Due to the emphasis Plaintiff's case places on the words and actions of Mr. Lemon, the Court will address one more argument Defendant has raised: "there is no evidence to indicate that Mr. Lemon personally took action to prevent Ms. Rein from being recommended for these positions due to her age." Defendant's Reply, d/e 49 at 42. Mr. Lemon was not the only person hiring or rejecting candidates for these six administrative positions, as other administrators, a hiring committee, and the School Board were all apparently involved. As Superintendent, however, he was involved in the hiring process and it is possible that he exerted some influence-either through the negative evaluation he gave Plaintiff or otherwise-on others involved in the decision-making process. In addition to determining whether Mr.

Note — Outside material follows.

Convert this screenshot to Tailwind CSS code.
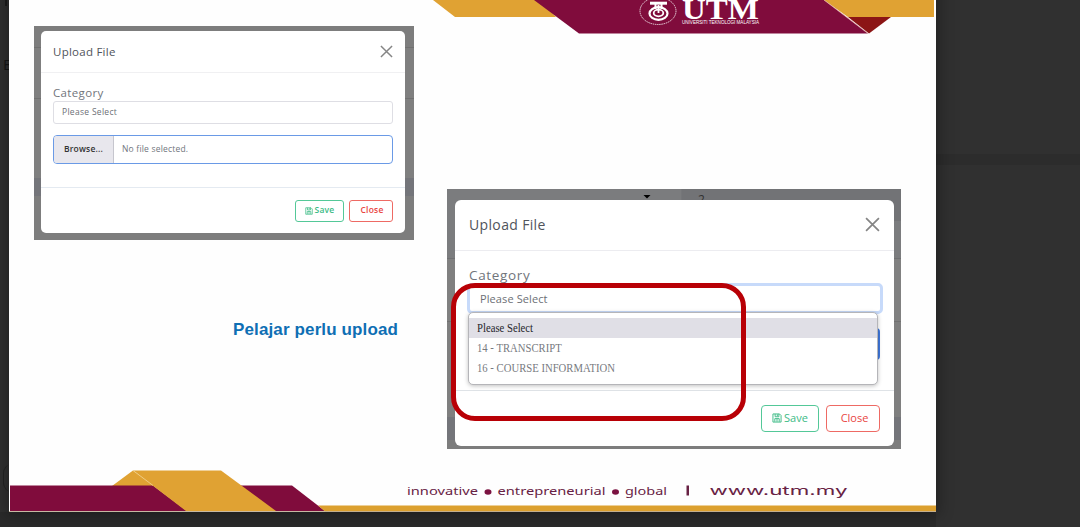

Lemon had any discriminatory animus, another issue is whether any alleged animus influenced the others involved in the decision-making process. Were the committee and the Board a "conduit, vehicle, or rubber stamp"? Hill v. Potter , 625 F.3d 998, 1002 (7th Cir. 2010). When viewing the evidence in the light most favorable to Plaintiff, the Court believes that a reasonable juror could answer "Yes" to this question. Shager , 913 F.2d at 406 (stating that whether committee that fired plaintiff was untainted or prejudiced by supervisor's animus was a question for trial); see also Sun v. Bd. of Trustees of Univ. of Ill. , 473 F.3d 799, 813 (7th Cir. 2007) (finding that numerous reviews by independent committees removed the possibility that alleged wrongdoer influenced defendant's decision to deny plaintiff tenure).
Because Plaintiff has shown under the direct method of proof that a reasonable juror could find in her favor, the Court will not address the likelihood of her success under the indirect method of proof.
Genuine issues of material fact exist about Plaintiff's performance as Principal at Irving, the qualifications of those chosen for the administrative positions, the intentions, actions, and statements of Mr. Lemon in regards to Plaintiff, and Mr. Lemon's role in hiring for the administrative positions. Therefore, the Court DENIES Defendant's Motion for Summary Judgment.